1. A computerized method useful for guiding a user on a graphical interface with computer vision comprising:

providing an ability to use computer vision to observe an area of user touch interest at a create time;

providing an ability to location the area at a play back time;

linking a user input click with real step-by-step guide via the graphical interface; and

automating a mobile workflow with a computer vision functionality and a robotic touch arm.

2. The computerized method of claim 1 further comprising:

implementing at least one matching algorithm.

3. The computerized method of claim 2, wherein the matching algorithm determine which algorithm to use for a given step.

4. The computerized method of claim 3, wherein the matching algorithm comprises a template matching algorithm, feature matching algorithm, and a color matching algorithm.

5. The computerized method of claim 2 further comprising:

implementing a pixel normalization algorithms.

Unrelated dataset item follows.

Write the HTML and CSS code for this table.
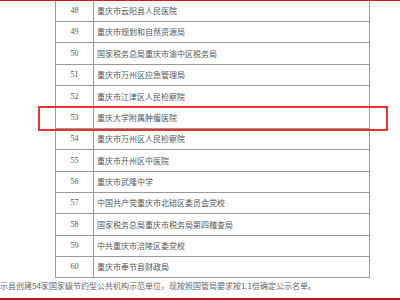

6. The computerized method of claim 5 further comprising:

determining a grid of interest.

7. The computerized method of claim 6, wherein the computer vision algorithm is implemented for one rectangle in a nine by nine (9λ9) grid of interest.

8. The computerized method of claim 6, wherein the computer vision algorithm is implemented for one rectangle in a single two hundred and fifty-five by two hundred and fifty-five (255×255) grid of interest.

9. The computerized method of claim 6, wherein the grid of interest scales from 9×9 to 255×255.

10. The computerized method of claim 6 further comprising:

boosting a confidence scope of area of interest with a specified padding.

11. The computerized method of claim 10 further comprising:

providing the ability to run a parallel image algorithm and only returning an image result with a highest confidence score.

12. The computerized method of claim 10 further comprising:

Implementing a specified machine learning algorithm at run time for optimizing a workflow guide.

13. The computerized method of claim 12, wherein a subject matter expert is used to teach and train the specified machine learning algorithm to form a feedback loop.